Homes were surrounded by knee-high floodwaters after heavy rains last June in the Little Havana neighborhood of Miami. Many homes in older areas like this are vulnerable to flooding and new elevated structures nearby can potentially raise the flooding risks. DANIEL A. VARELA

FL - Florida codes keep new homes ‘high and dry.’ Do they make flooding worse for neighbors?

Lance Peterman’s home in the Fort Lauderdale neighborhood of River Oaks flooded earlier this month during record-setting rains. It wasn’t the first time for him or many of his neighbors.

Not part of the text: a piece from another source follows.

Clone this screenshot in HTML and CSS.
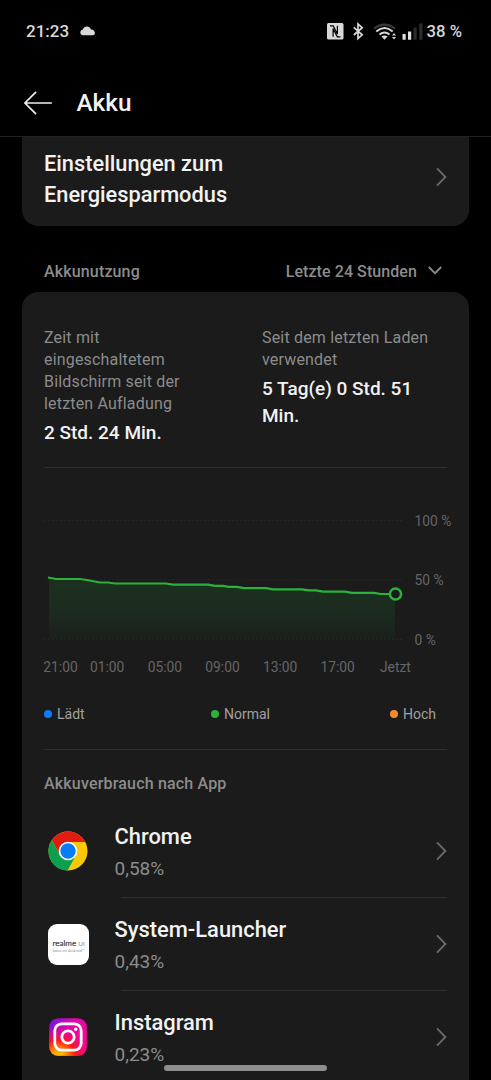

But he heard a different story when he chatted with the owners of some newer homes built on elevated lots along his street.

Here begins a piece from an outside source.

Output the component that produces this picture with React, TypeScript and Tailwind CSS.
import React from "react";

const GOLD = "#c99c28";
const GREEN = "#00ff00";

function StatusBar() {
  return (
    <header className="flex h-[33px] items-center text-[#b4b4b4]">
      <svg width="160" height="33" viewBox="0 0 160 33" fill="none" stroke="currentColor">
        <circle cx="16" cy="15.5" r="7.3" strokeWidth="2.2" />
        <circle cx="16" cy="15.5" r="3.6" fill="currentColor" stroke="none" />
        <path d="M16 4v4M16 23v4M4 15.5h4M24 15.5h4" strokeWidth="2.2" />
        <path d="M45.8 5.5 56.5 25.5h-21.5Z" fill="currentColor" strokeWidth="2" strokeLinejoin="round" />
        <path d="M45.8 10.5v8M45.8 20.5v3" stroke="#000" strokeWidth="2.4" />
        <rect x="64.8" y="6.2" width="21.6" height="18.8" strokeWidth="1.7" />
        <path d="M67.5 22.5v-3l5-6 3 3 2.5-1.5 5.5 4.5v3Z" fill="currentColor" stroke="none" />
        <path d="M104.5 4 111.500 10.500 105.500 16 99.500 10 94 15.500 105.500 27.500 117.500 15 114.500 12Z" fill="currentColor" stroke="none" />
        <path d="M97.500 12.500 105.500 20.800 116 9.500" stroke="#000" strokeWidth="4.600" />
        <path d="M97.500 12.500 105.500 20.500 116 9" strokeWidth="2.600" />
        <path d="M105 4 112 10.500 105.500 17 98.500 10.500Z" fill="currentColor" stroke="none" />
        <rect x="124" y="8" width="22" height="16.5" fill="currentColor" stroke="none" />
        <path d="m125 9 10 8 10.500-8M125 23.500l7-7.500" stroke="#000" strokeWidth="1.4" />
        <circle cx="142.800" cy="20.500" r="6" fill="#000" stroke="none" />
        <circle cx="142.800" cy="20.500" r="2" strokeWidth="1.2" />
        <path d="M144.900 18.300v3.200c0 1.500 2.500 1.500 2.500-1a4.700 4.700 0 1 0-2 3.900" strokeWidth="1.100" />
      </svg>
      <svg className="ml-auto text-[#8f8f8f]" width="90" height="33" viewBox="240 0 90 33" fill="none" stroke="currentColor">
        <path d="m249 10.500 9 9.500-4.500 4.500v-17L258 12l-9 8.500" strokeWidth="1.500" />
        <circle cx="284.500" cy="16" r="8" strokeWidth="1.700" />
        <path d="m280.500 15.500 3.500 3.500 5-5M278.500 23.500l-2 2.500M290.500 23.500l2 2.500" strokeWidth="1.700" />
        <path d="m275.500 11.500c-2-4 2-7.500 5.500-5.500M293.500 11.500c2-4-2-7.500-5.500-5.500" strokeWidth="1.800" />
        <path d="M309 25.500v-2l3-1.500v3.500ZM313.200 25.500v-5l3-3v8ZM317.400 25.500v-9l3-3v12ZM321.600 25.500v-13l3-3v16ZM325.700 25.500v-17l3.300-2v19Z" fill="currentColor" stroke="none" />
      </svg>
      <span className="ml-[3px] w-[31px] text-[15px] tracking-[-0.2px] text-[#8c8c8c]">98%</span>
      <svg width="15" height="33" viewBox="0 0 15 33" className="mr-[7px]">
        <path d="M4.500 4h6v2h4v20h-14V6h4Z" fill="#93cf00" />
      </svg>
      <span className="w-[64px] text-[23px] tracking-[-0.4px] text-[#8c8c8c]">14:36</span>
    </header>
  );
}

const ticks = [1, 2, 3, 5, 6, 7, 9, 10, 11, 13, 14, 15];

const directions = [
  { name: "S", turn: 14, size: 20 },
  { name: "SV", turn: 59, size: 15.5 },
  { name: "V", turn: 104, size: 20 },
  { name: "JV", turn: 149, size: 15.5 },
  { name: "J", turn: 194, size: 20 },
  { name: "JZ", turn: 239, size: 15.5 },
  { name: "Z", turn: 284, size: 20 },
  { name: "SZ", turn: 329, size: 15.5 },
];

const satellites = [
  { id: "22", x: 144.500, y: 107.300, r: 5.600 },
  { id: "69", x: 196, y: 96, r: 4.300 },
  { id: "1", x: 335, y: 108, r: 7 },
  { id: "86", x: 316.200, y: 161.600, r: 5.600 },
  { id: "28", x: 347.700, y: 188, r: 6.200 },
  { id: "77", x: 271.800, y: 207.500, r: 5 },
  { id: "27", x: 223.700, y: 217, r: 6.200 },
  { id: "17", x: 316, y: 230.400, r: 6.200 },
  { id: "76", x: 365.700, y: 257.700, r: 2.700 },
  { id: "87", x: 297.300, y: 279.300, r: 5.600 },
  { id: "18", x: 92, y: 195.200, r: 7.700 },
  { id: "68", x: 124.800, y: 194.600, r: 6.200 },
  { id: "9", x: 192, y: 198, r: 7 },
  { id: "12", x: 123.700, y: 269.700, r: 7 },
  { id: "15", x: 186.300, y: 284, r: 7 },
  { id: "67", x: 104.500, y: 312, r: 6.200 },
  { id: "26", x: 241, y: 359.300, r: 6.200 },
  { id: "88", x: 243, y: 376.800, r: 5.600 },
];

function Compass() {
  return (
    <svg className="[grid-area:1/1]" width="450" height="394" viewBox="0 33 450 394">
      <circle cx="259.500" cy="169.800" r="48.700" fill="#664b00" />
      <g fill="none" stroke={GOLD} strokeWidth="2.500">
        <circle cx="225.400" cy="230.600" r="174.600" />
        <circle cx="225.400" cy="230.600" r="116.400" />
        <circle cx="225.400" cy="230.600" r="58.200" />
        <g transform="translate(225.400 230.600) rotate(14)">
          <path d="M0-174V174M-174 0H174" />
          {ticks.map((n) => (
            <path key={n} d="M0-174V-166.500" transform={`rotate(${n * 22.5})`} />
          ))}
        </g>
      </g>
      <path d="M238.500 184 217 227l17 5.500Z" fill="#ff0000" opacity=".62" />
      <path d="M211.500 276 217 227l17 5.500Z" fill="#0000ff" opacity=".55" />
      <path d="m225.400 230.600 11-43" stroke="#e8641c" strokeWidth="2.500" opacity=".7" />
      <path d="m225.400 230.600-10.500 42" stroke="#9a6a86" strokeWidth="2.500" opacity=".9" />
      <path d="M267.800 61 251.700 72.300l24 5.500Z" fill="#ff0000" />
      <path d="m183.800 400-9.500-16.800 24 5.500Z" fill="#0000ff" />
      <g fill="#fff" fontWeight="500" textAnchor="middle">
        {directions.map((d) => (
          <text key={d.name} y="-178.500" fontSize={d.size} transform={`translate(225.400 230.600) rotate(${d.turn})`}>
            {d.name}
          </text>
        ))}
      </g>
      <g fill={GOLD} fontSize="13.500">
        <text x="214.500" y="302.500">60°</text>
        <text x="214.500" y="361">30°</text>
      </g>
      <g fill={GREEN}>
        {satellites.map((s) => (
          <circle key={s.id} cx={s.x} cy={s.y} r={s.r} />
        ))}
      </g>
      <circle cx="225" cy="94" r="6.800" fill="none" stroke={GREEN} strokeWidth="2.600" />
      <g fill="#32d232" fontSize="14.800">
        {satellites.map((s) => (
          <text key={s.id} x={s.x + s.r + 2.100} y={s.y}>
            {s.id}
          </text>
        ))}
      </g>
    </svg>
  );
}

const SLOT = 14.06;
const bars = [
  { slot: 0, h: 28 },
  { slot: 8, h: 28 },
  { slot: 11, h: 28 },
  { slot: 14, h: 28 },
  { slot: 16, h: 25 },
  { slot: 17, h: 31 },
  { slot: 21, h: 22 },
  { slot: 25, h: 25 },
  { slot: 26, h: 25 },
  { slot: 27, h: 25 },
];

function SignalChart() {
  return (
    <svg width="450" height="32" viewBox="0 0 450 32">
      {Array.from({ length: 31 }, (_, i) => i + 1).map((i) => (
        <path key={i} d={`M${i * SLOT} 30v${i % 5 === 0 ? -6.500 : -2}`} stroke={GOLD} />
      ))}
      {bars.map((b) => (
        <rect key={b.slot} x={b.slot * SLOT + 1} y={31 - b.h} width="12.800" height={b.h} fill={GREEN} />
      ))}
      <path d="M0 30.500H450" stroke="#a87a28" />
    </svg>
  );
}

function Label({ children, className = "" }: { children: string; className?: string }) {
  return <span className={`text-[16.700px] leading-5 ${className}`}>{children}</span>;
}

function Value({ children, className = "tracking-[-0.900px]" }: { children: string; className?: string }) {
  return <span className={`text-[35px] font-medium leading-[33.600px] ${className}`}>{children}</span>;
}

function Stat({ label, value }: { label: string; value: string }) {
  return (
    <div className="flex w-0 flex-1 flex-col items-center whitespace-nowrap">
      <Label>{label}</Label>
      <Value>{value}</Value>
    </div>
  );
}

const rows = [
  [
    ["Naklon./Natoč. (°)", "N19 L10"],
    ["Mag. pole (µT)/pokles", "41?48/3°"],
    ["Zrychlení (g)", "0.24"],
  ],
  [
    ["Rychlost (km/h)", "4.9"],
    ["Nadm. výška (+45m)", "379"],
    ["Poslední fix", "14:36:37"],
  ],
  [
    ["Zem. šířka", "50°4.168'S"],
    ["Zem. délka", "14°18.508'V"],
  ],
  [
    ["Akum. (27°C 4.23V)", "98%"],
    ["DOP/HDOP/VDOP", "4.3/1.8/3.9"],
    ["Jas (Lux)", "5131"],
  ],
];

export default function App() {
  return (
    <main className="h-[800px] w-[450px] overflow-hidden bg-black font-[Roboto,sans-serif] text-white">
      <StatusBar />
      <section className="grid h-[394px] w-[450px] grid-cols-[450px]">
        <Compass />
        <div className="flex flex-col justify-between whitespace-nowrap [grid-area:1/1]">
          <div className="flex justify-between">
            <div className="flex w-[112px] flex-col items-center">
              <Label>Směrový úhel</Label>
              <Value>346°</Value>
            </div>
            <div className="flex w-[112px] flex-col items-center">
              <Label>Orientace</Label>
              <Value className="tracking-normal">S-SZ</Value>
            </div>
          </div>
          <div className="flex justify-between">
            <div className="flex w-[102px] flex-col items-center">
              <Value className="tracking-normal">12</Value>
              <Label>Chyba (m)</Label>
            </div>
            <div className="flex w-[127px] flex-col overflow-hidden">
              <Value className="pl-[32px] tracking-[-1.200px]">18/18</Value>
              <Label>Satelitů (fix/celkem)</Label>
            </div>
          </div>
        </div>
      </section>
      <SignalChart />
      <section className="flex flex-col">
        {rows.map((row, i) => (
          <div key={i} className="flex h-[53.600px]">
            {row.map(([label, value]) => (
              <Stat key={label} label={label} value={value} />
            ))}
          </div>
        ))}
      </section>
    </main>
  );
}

“They were high and dry,” said Peterman, 56. “Nothing like the rest of us.”

It’s become a common sight in development-crazed South Florida: Shiny new homes popping up in neighborhoods of low-slung older homes — almost always constructed on land raised by trucked-in gravel. The added elevation has become standard thanks to decades of stricter building codes and a growing understanding that Florida buildings need to rise to withstand storms and floods of the future.

But neighbors like Peterman wonder — especially after the latest “rain bomb” to hit Fort Lauderdale — if the standards to raise new construction make flooding worse for surrounding older homes.

Peterman said his family has owned their home since 1972. It’s flooded several times since, he said, getting more common and intense in the last decade. He believes all the new development in the neighborhood, including dozens more homes, a church, a McDonald’s and a hotel, has something to do with that.

He’s not alone. The Biscayne Shores neighborhood in Miami-Dade County is fighting a new residential development with the same logic, that a new, higher building will flood the older, lower homes.

“To me, it’s going to be a nightmare,” said Dave Hart, who lives in a 1944 house near the proposed project site just off Biscayne Boulevard. “Where is the water going to go? They’re tearing up earth and putting cement on it.”

According to the Florida Building Code, properly designed buildings and homes shouldn’t cause flooding for neighbors. Construction standards typically call for them to include swales or other features to handle runoff from the property — no matter how much higher they’re built.